El beneficio que experimentamos estando junto a Él o recibiéndolo en comunión sacramental es enorme, puesto que es viatico tonificante en el camino de la vida y prenda de felicidad eterna. Otro Ignacio, el de Antioquía, Padre de la Iglesia, llama a la Eucaristía «Fármaco de inmortalidad».

En las horas silenciosas que se suceden en torno de los innumerables sagrarios del mundo donde anida la Presencia Real, Dios mismo me espera con ansias, a pesar de mi indignidad. Soy indigno, sí, pero algo late en mi pecho, con la fuerza de una semilla de impetuosa fecundidad, que me dice que seré transformado -si me dejo transformar- en aquello para lo que fui creado: otro Cristo.

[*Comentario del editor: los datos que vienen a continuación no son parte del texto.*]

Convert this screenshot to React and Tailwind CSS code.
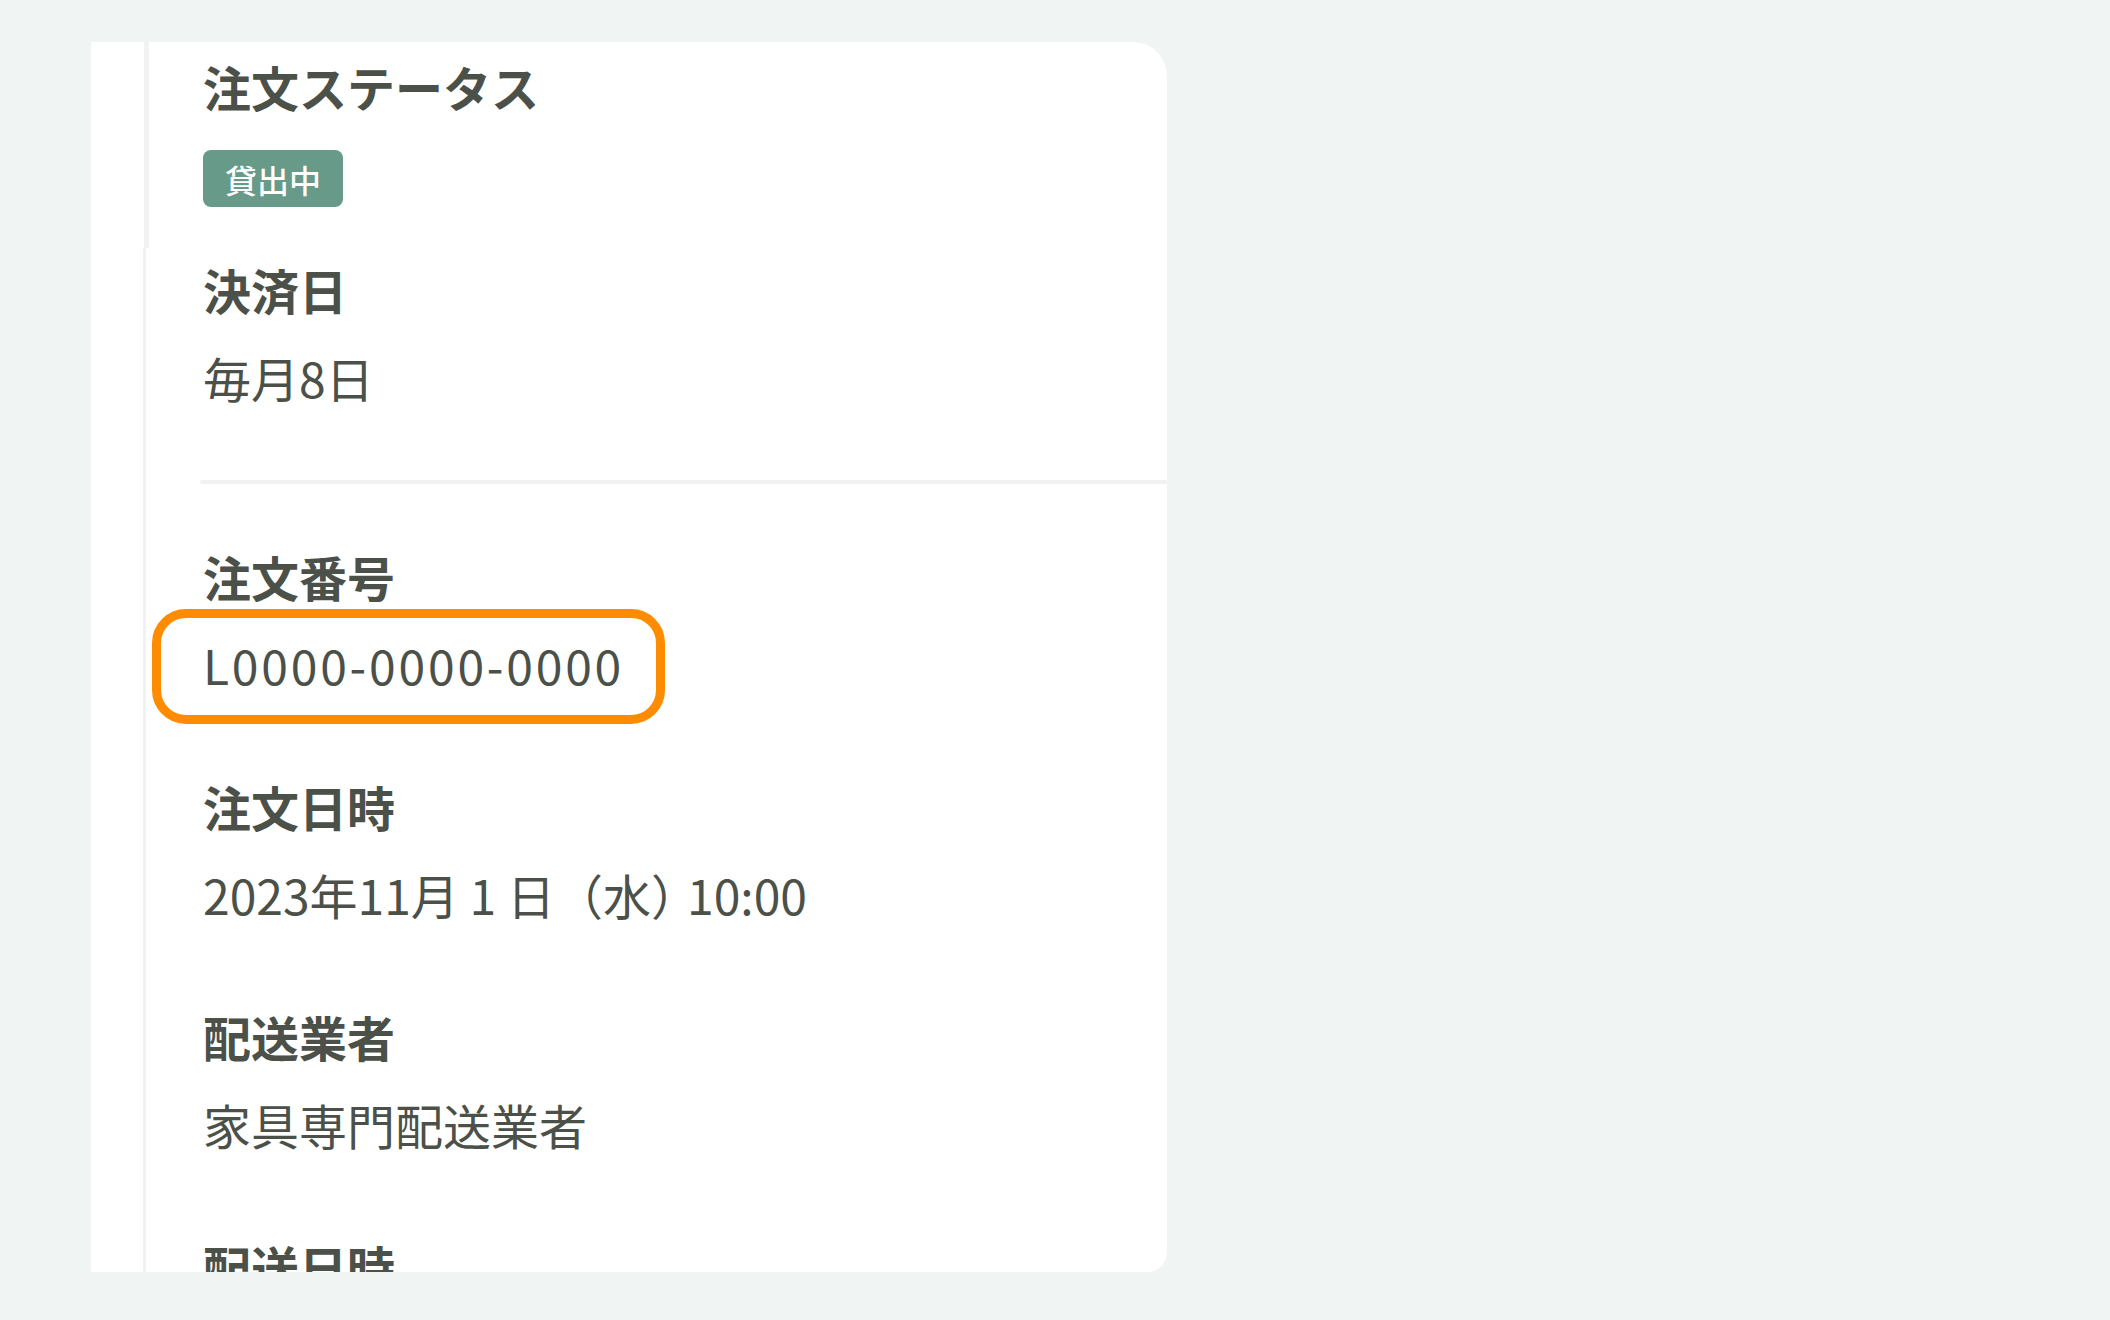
const FONT = "font-['Noto_Sans_CJK_JP','Noto_Sans',sans-serif]";

const details = [
  { label: "注文番号", value: "L0000-0000-0000", marked: true },
  {
    label: "注文日時",
    value: (
      <>
        2023年11月 1 日（水<span className="tracking-[-12px]">）</span>10:00
      </>
    ),
  },
  { label: "配送業者", value: "家具専門配送業者" },
  { label: "配送日時" },
];

function Label({ children }) {
  return <h3 className="h-[64px] text-[48px] leading-[64px] font-bold text-[#4b5049]">{children}</h3>;
}

function Value({ children, className = "" }) {
  return (
    <p className={`mt-[24px] h-[64px] text-[48px] leading-[64px] text-[#4b5049] whitespace-nowrap ${className}`}>
      {children}
    </p>
  );
}

export default function App() {
  return (
    <div className={`min-h-screen bg-[#f0f4f3] pt-[42px] pl-[91px] ${FONT}`}>
      <div className="w-[1076px] h-[1230px] bg-white rounded-tr-[34px] rounded-br-[20px] overflow-hidden">
        {/* status block */}
        <section className="ml-[53px] h-[206px] border-l-[5px] border-[#f1f2f2] pl-[54px] pt-[12px]">
          <Label>注文ステータス</Label>
          <span className="mt-[32px] flex w-[140px] h-[57px] items-center justify-center rounded-[8px] bg-[#679a89] text-[32px] font-medium text-white">
            貸出中
          </span>
        </section>

        <section className="ml-[52px] h-[1024px] border-l-[3px] border-[#f1f2f2] pl-[57px] pt-[9px]">
          <Label>決済日</Label>
          <Value>毎月8日</Value>

          <div className="mt-[71px] -ml-[3px] h-[4px] rounded-full bg-[#f1f1f1]" />

          <div className="mt-[60px] flex flex-col gap-[78px]">
            {details.map((d) => (
              <div key={d.label}>
                <Label>{d.label}</Label>
                {d.marked ? (
                  <div className="relative">
                    <Value className="tracking-[2.8px]">{d.value}</Value>
                    {/* highlight frame around the order number */}
                    <div className="pointer-events-none absolute left-[-51px] top-[-23px] w-[513px] h-[115px] rounded-[34px] border-[9px] border-[#ff8c00]" />
                  </div>
                ) : (
                  d.value && <Value>{d.value}</Value>
                )}
              </div>
            ))}
          </div>
        </section>
      </div>
    </div>
  );
}
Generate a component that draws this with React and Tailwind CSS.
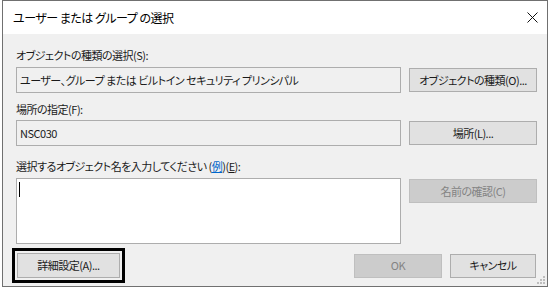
import React from 'react';

const font = "[font-family:'Noto_Sans_CJK_JP','Noto_Sans',sans-serif] [font-feature-settings:'palt'] tracking-[-0.5px]";

const Button = ({ children, disabled, className = '' }) => (
  <div
    className={`flex items-center justify-center border text-[11px] leading-none ${
      disabled
        ? 'bg-[#cccccc] border-[#bfbfbf] text-[#838383]'
        : 'bg-[#e1e1e1] border-[#adadad] text-[#1a1a1a]'
    } ${className}`}
  >
    {children}
  </div>
);

const Field = ({ children }) => (
  <div className="w-[385px] h-[26px] border border-[#adadad] bg-[#f0f0f0] flex items-center pl-[3px] text-[11px] text-[#1a1a1a]">
    {children}
  </div>
);

export default function App() {
  return (
    <div className={`w-[551px] h-[291px] bg-white ${font}`}>
      <div className="ml-[2px] w-[546px] h-[287px] border border-[#707070] flex flex-col">
        {/* title bar */}
        <div className="h-[33px] bg-white flex items-center justify-between pl-[10px] pr-[9px]">
          <span className="text-[12px] text-black">ユーザー または グループ の選択</span>
          <svg width="11" height="11" viewBox="0 0 11 11">
            <path d="M0.5 0.5 L10.5 10.5 M10.5 0.5 L0.5 10.5" stroke="#111" strokeWidth="1" />
          </svg>
        </div>

        {/* body */}
        <div className="flex-1 bg-[#f0f0f0] pl-[13px] pr-[9px] pt-[13px] relative">
          <div className="text-[11px] text-[#1a1a1a] leading-[16px]">オブジェクトの種類の選択(S):</div>
          <div className="flex items-center gap-[8px] mt-[4px]">
            <Field>ユーザー、グループ または ビルトイン セキュリティ プリンシパル</Field>
            <Button className="w-[128px] h-[24px]">オブジェクトの種類(O)...</Button>
          </div>

          <div className="text-[11px] text-[#1a1a1a] leading-[16px] mt-[8px]">場所の指定(F):</div>
          <div className="flex items-center gap-[8px] mt-[3px]">
            <Field>NSC030</Field>
            <Button className="w-[128px] h-[24px]">場所(L)...</Button>
          </div>

          <div className="text-[11px] text-[#1a1a1a] leading-[16px] mt-[12px]">
            選択するオブジェクト名を入力してください (<span className="text-[#0066cc] underline">例</span>)(<span className="underline">E</span>):
          </div>
          <div className="flex items-start gap-[8px] mt-[4px]">
            <div className="w-[385px] h-[66px] border border-[#adadad] bg-white pl-[2px] pt-[3px]">
              <div className="w-[1px] h-[15px] bg-black" />
            </div>
            <Button disabled className="w-[128px] h-[24px] mt-[1px]">名前の確認(C)</Button>
          </div>

          <div className="flex items-center mt-[4px] -ml-[4px]">
            <div className="border-[3px] border-black p-[1px] bg-[#f0f0f0]">
              <div className="border border-[#f0f0f0]">
                <Button className="w-[103px] h-[25px]">詳細設定(A)...</Button>
              </div>
            </div>
            <div className="flex-1" />
            <Button disabled className="w-[88px] h-[24px]">OK</Button>
            <Button className="w-[86px] h-[24px] ml-[8px] mr-[2px]">キャンセル</Button>
          </div>

          {/* size grip */}
          <svg className="absolute right-[1px] bottom-[1px]" width="10" height="10" viewBox="0 0 10 10">
            <g fill="#bdbdbd">
              <rect x="7" y="1" width="2" height="2" />
              <rect x="4" y="4" width="2" height="2" />
              <rect x="7" y="4" width="2" height="2" />
              <rect x="1" y="7" width="2" height="2" />
              <rect x="4" y="7" width="2" height="2" />
              <rect x="7" y="7" width="2" height="2" />
            </g>
          </svg>
        </div>
      </div>
    </div>
  );
}
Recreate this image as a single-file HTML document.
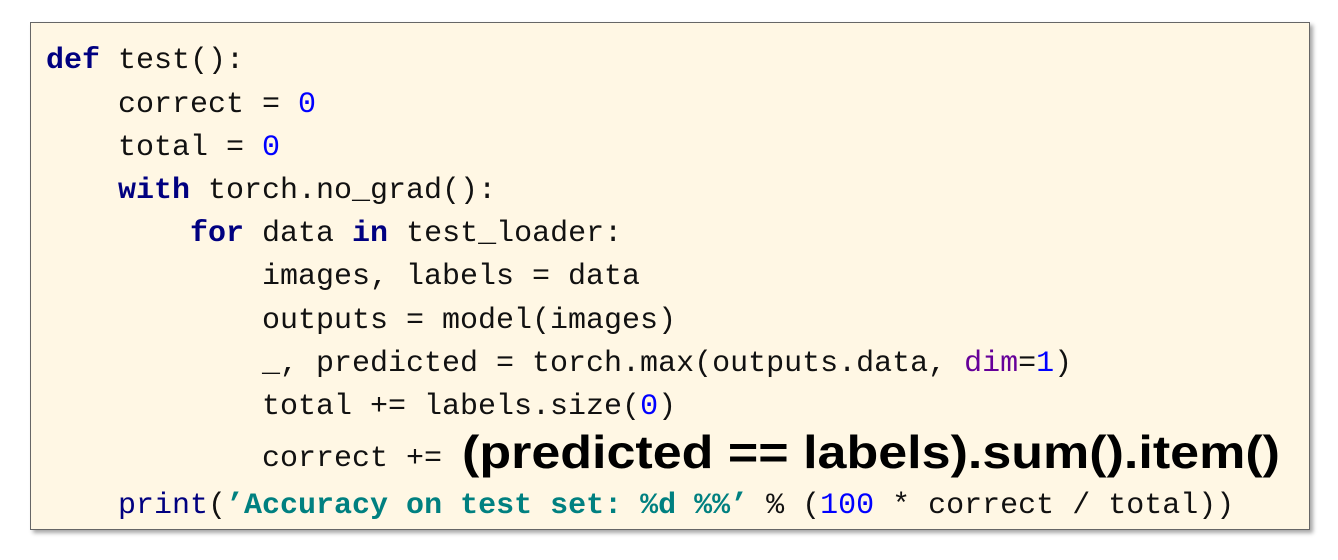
<!DOCTYPE html>
<html><head><meta charset="utf-8"><style>
html,body{margin:0;padding:0;background:#fff;width:1338px;height:560px;overflow:hidden}
.box{position:absolute;left:30px;top:22px;width:1278px;height:506px;background:#FFF7E4;border:1.5px solid #666;box-shadow:3px 3px 4px rgba(0,0,0,0.35)}
svg{position:absolute;left:0;top:0}
text{font-family:"Liberation Mono",monospace;font-size:30px;fill:#111;white-space:pre}
.k{fill:#000080;font-weight:bold}
.n{fill:#0000FF}
.p{fill:#660099}
.s{fill:#008080;font-weight:bold}
.f{fill:#000080}
</style></head><body>
<div class="box"></div>
<svg width="1338" height="560" xml:space="preserve">
<text x="46" y="68"><tspan class="k">def</tspan> test():</text>
<text x="118" y="112">correct = <tspan class="n">0</tspan></text>
<text x="118" y="155">total = <tspan class="n">0</tspan></text>
<text x="118" y="198"><tspan class="k">with</tspan> torch.no_grad():</text>
<text x="190" y="241"><tspan class="k">for</tspan> data <tspan class="k">in</tspan> test_loader:</text>
<text x="262" y="284">images, labels = data</text>
<text x="262" y="328">outputs = model(images)</text>
<text x="262" y="371">_, predicted = torch.max(outputs.data, <tspan class="p">dim</tspan>=<tspan class="n">1</tspan>)</text>
<text x="262" y="414">total += labels.size(<tspan class="n">0</tspan>)</text>
<text x="262" y="466">correct +=</text>
<text x="462" y="468" textLength="818" lengthAdjust="spacingAndGlyphs" style="font-family:'Liberation Sans',sans-serif;font-weight:bold;font-size:46px;fill:#000">(predicted == labels).sum().item()</text>
<text x="118" y="513"><tspan class="f">print</tspan>(<tspan class="s">’Accuracy on test set: %d %%’</tspan> % (<tspan class="n">100</tspan> * correct / total))</text>
</svg>
</body></html>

Pensar que junto al Señor Sacramentado, esas pobres creaturas que somos cada uno de nosotros, ¡llegamos a ser objetos de un amor eterno y de una transformación tan radical! Verdaderamente, la Eucaristía es grande, en ella Jesucristo se da en plenitud, produciendo un fantástico beneficio.

Como conclusión, digamos que queda patente cuánto la lógica es un apoyo inapreciable para fomentar la piedad y motivar la adoración, ya que nos ayuda a valorar lo que es la Eucaristía, quién la da y qué produce.